### Your instructions
Identify the lines that contain the word "this", then copy them.

### Recorded information
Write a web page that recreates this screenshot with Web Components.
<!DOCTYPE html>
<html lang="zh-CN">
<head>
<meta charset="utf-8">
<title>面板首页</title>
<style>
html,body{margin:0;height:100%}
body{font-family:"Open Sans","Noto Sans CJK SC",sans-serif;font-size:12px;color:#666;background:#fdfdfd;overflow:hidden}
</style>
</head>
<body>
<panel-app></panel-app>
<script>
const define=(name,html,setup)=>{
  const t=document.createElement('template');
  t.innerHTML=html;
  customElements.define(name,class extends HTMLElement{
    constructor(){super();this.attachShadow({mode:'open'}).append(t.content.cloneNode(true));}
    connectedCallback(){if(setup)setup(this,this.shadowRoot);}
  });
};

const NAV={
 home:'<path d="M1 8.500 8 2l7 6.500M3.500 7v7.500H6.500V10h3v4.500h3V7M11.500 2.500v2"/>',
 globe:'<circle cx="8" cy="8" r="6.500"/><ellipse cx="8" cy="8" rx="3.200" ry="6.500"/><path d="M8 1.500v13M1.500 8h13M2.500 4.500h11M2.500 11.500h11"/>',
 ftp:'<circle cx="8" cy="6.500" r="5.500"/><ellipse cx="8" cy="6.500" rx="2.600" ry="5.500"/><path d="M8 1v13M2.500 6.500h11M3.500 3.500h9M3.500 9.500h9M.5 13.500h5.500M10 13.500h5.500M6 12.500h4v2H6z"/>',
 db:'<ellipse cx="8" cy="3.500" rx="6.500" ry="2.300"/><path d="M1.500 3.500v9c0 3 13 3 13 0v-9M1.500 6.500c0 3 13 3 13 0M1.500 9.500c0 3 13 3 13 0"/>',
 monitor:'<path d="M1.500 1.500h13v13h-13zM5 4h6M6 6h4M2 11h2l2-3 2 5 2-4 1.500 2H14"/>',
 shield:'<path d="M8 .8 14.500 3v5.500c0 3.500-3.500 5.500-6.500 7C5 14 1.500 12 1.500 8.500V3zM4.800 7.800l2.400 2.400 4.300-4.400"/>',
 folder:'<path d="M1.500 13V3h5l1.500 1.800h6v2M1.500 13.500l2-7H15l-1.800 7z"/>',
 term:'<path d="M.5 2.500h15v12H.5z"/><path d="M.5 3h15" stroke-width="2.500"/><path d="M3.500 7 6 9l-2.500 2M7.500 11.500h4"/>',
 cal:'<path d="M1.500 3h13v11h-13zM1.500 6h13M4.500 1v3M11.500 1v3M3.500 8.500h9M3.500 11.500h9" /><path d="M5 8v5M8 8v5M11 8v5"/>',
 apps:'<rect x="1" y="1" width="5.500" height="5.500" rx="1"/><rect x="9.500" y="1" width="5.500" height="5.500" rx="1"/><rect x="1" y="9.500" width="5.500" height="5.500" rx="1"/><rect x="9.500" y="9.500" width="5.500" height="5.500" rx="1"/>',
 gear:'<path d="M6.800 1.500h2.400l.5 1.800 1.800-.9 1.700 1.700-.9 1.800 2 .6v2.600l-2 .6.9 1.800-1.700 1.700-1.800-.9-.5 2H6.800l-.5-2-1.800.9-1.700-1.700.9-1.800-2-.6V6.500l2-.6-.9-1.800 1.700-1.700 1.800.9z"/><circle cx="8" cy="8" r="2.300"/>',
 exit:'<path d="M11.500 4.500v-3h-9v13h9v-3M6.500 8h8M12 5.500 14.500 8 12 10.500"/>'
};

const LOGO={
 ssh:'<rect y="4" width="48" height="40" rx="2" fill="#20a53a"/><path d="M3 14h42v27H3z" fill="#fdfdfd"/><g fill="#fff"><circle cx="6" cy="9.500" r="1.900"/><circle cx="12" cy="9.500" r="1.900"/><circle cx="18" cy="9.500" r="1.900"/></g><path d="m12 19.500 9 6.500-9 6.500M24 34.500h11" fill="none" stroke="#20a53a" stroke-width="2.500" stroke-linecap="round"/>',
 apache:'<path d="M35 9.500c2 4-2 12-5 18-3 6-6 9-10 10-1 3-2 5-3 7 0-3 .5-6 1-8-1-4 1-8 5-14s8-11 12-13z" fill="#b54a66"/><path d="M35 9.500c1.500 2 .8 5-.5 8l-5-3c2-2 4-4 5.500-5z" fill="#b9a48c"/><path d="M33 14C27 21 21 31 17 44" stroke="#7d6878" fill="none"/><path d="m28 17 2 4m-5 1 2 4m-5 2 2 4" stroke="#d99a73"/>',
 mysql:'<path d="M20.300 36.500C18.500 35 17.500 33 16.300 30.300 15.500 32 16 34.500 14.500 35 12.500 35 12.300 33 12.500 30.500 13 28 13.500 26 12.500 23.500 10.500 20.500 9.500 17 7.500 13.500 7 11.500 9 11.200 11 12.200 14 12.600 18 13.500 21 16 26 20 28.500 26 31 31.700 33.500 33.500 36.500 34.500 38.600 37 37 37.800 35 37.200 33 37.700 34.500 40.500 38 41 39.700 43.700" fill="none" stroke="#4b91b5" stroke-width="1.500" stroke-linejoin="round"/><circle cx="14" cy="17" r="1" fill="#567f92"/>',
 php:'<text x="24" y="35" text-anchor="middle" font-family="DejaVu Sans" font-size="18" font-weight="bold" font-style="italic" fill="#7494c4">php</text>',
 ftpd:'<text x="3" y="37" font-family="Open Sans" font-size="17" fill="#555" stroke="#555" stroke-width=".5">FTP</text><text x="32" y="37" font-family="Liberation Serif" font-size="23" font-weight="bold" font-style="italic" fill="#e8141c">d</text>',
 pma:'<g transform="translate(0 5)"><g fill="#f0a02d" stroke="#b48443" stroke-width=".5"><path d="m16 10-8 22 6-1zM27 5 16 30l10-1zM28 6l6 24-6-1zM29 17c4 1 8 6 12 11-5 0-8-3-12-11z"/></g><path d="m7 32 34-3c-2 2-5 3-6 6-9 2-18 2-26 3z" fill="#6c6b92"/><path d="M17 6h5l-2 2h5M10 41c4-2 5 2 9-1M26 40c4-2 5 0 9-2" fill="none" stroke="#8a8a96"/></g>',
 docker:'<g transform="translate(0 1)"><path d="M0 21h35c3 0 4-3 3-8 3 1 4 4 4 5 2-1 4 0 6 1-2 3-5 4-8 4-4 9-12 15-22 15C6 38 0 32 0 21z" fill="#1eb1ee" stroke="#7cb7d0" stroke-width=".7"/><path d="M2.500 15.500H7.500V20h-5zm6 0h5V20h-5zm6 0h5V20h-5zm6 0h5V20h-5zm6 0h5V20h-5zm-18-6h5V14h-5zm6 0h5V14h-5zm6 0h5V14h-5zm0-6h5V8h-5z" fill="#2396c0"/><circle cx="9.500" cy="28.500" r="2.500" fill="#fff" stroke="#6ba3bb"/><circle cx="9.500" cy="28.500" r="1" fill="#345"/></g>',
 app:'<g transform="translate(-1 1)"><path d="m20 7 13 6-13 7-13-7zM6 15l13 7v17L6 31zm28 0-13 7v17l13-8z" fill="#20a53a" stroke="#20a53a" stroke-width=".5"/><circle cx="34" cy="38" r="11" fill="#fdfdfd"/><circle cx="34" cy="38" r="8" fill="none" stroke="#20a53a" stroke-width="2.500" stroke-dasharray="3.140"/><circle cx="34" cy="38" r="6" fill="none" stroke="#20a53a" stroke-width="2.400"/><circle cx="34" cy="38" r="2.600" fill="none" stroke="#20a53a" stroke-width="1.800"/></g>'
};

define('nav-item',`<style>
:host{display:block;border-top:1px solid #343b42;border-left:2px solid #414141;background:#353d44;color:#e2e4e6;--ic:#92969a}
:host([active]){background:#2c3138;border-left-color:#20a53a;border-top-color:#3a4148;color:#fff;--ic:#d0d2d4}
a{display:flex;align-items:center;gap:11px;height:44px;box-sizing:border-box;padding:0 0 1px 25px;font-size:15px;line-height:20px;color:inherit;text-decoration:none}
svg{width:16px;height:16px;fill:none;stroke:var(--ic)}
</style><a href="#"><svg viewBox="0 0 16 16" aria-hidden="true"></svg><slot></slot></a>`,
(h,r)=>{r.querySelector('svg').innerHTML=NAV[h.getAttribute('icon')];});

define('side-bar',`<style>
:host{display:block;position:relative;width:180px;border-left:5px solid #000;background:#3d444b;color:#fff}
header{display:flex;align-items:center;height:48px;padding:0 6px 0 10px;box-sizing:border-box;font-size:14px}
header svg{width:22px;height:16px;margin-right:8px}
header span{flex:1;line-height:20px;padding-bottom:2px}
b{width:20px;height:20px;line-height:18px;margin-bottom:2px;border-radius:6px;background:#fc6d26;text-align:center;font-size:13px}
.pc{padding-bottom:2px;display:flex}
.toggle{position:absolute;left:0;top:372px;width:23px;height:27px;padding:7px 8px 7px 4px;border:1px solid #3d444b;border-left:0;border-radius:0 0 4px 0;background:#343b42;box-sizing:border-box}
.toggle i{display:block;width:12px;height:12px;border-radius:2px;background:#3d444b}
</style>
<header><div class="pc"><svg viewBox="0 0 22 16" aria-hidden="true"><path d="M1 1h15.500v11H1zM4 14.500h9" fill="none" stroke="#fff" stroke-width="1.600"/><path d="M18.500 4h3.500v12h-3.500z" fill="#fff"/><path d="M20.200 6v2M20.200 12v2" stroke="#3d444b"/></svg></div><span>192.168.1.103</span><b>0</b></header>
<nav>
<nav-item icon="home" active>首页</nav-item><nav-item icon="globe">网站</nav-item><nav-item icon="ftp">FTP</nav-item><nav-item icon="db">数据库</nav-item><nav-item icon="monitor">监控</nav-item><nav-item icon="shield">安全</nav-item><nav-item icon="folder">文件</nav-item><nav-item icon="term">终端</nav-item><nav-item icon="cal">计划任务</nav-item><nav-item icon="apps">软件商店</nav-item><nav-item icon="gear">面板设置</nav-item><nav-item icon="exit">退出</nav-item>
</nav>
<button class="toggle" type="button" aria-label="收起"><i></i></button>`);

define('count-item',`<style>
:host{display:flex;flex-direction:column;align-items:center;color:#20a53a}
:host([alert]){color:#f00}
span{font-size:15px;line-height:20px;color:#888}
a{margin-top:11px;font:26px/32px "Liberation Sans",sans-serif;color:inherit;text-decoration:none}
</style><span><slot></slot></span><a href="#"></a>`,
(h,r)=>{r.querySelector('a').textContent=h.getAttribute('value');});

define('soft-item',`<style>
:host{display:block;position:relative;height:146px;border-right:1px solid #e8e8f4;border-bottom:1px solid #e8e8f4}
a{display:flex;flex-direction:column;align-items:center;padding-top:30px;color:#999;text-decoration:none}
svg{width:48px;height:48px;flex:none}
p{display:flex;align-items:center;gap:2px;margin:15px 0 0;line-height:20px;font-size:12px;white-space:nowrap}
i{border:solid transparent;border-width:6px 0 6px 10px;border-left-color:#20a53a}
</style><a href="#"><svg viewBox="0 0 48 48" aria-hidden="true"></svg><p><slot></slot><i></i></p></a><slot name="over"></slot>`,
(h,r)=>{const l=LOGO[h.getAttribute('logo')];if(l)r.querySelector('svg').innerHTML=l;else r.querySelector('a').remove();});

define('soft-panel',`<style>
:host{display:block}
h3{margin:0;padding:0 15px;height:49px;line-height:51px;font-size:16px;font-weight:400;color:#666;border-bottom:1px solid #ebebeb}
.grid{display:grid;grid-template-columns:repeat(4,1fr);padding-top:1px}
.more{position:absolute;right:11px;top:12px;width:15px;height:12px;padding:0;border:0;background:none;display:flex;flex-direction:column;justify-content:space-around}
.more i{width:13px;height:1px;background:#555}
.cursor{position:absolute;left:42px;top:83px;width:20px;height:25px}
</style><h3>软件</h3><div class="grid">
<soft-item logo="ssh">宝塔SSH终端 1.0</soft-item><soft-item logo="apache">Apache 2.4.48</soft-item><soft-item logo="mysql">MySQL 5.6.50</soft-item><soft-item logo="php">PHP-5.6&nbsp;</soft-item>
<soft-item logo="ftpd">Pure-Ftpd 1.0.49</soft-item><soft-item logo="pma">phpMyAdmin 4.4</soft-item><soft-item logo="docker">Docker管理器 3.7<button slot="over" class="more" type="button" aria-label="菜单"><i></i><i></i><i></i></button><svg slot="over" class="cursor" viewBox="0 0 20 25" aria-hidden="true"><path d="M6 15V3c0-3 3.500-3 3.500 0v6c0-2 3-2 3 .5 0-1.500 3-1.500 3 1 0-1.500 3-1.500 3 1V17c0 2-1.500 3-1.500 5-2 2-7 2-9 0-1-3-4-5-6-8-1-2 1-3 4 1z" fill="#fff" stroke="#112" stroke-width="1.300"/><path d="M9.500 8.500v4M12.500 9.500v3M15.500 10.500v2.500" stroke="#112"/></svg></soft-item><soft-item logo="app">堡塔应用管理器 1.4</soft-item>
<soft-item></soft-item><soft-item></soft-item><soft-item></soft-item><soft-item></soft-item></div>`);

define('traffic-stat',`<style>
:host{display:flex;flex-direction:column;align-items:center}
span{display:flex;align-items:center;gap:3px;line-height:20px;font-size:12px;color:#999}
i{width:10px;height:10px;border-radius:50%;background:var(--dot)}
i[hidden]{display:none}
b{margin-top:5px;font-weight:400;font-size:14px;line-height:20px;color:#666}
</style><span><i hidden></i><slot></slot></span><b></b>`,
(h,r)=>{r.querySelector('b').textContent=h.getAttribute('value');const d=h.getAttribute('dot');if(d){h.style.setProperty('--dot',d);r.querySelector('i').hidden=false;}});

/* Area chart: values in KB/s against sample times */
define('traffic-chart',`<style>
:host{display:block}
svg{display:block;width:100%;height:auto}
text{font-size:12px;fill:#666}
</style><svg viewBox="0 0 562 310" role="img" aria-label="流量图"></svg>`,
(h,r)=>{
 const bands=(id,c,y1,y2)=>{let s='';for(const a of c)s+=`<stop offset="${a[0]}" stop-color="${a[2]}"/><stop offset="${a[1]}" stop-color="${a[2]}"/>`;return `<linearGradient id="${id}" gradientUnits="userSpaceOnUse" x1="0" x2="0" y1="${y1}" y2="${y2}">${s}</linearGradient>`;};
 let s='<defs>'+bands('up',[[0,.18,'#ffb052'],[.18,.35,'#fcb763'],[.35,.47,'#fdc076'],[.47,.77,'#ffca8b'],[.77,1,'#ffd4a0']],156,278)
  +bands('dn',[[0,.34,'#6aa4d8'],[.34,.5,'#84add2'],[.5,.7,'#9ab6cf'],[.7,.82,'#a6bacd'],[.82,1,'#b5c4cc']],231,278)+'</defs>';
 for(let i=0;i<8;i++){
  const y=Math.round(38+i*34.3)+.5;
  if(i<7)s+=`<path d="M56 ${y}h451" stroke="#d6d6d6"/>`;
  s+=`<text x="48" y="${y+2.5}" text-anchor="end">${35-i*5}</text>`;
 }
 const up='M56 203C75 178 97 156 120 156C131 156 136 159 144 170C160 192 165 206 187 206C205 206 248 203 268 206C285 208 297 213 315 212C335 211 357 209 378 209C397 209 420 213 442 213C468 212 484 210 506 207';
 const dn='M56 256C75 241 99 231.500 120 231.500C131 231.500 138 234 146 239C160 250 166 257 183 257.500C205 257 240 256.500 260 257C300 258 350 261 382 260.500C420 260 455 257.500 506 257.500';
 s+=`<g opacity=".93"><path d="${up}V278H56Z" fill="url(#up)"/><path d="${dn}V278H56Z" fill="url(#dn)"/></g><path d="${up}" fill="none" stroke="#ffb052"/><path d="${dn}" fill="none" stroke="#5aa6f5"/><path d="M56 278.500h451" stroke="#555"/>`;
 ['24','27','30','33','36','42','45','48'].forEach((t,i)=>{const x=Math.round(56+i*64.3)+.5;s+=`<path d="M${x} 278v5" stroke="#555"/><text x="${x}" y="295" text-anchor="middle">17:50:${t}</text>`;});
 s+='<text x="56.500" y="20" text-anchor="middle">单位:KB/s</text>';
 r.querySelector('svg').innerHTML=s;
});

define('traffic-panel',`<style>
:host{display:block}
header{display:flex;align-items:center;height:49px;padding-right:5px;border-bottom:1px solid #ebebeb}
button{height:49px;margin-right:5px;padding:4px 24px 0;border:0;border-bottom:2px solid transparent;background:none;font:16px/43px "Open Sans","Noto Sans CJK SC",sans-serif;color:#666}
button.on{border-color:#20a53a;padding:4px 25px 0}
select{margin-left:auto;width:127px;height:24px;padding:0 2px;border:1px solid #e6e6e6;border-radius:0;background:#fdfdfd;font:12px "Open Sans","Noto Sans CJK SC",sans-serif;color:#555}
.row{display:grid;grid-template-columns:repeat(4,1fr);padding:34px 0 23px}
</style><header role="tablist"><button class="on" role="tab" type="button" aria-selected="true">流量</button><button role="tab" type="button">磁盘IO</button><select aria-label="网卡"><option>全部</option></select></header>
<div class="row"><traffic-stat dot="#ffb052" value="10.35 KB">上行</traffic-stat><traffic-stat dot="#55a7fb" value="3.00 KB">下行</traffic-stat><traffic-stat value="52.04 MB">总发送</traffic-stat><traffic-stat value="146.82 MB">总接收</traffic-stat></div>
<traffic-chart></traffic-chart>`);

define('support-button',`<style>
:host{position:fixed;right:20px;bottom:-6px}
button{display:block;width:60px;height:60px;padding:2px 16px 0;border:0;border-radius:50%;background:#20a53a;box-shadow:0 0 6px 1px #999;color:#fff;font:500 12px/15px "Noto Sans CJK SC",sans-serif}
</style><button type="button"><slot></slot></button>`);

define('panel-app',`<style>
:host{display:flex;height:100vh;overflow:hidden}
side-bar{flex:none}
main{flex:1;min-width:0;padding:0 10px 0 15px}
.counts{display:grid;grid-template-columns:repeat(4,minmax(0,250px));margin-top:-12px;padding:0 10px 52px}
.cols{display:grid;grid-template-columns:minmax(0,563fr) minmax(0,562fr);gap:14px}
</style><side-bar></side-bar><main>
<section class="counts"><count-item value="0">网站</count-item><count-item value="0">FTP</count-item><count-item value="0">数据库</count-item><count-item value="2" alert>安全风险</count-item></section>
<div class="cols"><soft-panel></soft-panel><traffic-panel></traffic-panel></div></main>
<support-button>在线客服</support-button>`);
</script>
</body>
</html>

### Reply to the task
Write a web page that recreates this screenshot with Web Components.
    constructor(){super();this.attachShadow({mode:'open'}).append(t.content.cloneNode(true));}
    connectedCallback(){if(setup)setup(this,this.shadowRoot);}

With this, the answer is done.